The Pastor Protection Act is designed to protect clergy and churches from being forced to participate in same-sex weddings. But LGBT advocates say it merely reaffirms existing protections under state and federal law. The bill passed the House in a 141–2 vote on May 21, and the state’s two openly LGBT representatives voted for it.

Januari Leo, director of public affairs at Legacy Community Health, also noted that $3 million cut from HIV prevention and moved to abstinence education by the House was reinstated in the final proposed budget, which she called “a major victory.”

On the flip side, none of the more than 30 pro-LGBT proposals that were introduced had passed, although a study of homeless youth proposed by Rep. Sylvester Turner, D-Houston, cleared the House and was moving through the Senate.

A bill that would allow same-sex parents to have both names on the birth certificates of adopted children reached the House floor for the first time, but didn’t come up for a vote before the deadline. And a “Romeo and Juliet” bill to legalize age-appropriate dating for gay youth died in a 79–51 House floor vote—the first vote on an explicitly pro-LGBT bill in 14 years.

Meanwhile, the Houston GLBT Political Caucus came out against an HIV criminalization bill that cleared the House and awaited a vote by the Senate.

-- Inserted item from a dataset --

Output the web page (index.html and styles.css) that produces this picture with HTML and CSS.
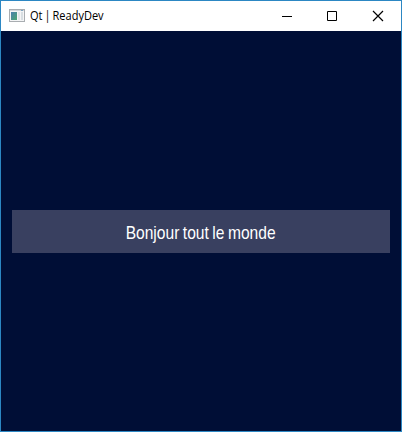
FILE: index.html
```html
<!DOCTYPE html>
<html lang="fr">
<head>
<meta charset="utf-8">
<title>Qt | ReadyDev</title>
<link rel="stylesheet" href="styles.css">
</head>
<body>
<div class="window">
  <header class="titlebar">
    <svg class="app-icon" width="16" height="14" viewBox="0 0 16 14" shape-rendering="crispEdges">
      <defs>
        <linearGradient id="pane" x1="0" y1="0" x2="1" y2="1">
          <stop offset="0" stop-color="#4b7fae"/>
          <stop offset="1" stop-color="#4ba670"/>
        </linearGradient>
      </defs>
      <rect x="0.5" y="0.5" width="15" height="12" fill="#f4f5f6" stroke="#a9adb1"/>
      <rect x="1" y="1" width="14" height="1" fill="#d2d6da"/>
      <rect x="12" y="1" width="2" height="1" fill="#7fa3bd"/>
      <rect x="2" y="3" width="6" height="8" fill="url(#pane)"/>
      <rect x="9" y="3" width="2" height="8" fill="#e2e5e8"/>
      <rect x="12" y="3" width="2" height="8" fill="#d8dee2"/>
    </svg>
    <span class="title">Qt | ReadyDev</span>
    <div class="controls">
      <svg width="45" height="29" viewBox="0 0 45 29"><path d="M17 14.5h10" stroke="#000"/></svg>
      <svg width="45" height="29" viewBox="0 0 45 29"><path d="M17.5 9.5h9v9h-9z" fill="none" stroke="#000"/></svg>
      <svg width="45" height="29" viewBox="0 0 45 29"><path d="M18 9l10 10M28 9l-10 10" stroke="#000" stroke-width="1.2"/></svg>
    </div>
  </header>
  <main class="content"><div class="label"><span class="message">Bonjour tout le monde</span></div></main>
</div>
</body>
</html>
```
FILE: styles.css
```css
body { margin: 0; }
.window { box-sizing: border-box; width: 402px; height: 432px; border: 1px solid #2c87c3; display: flex; flex-direction: column; background: #000e36; }
.titlebar { height: 30px; background: #fff; display: flex; align-items: center; padding: 0 1px 0 8px; box-sizing: border-box; }
.app-icon { margin-bottom: 1px; }
.title { font: 12px "Open Sans", sans-serif; color: #000; margin-left: 5px; flex: 1; transform: scaleX(0.92); transform-origin: left; word-spacing: -1px; padding-bottom: 2px; }
.controls { display: flex; }
.content { flex: 1; display: flex; flex-direction: column; justify-content: center; padding: 0 11px; }
.label { height: 43px; background: #394060; display: flex; align-items: center; justify-content: center; }
.message { font: 19px "Liberation Sans", sans-serif; color: #fff; transform: scaleX(0.82); white-space: nowrap; word-spacing: -1px; padding: 3px 2px 0 0; }
```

Quinn noted that even if the U.S. Supreme Court rules in favor of nation-wide marriage equality this month, and the community escapes the legislative session without major damage, the fight for equality will be far from over.

“In Texas, outside of the major cities, you can still be fired from your job, denied housing, denied public services, simply because of who you are and who you love,” Quinn said. “Discrimination against LGBT people in Texas is still legal outside of the big cities. The battle for equality is far from won in Texas, but it seems to be taking a big step forward.”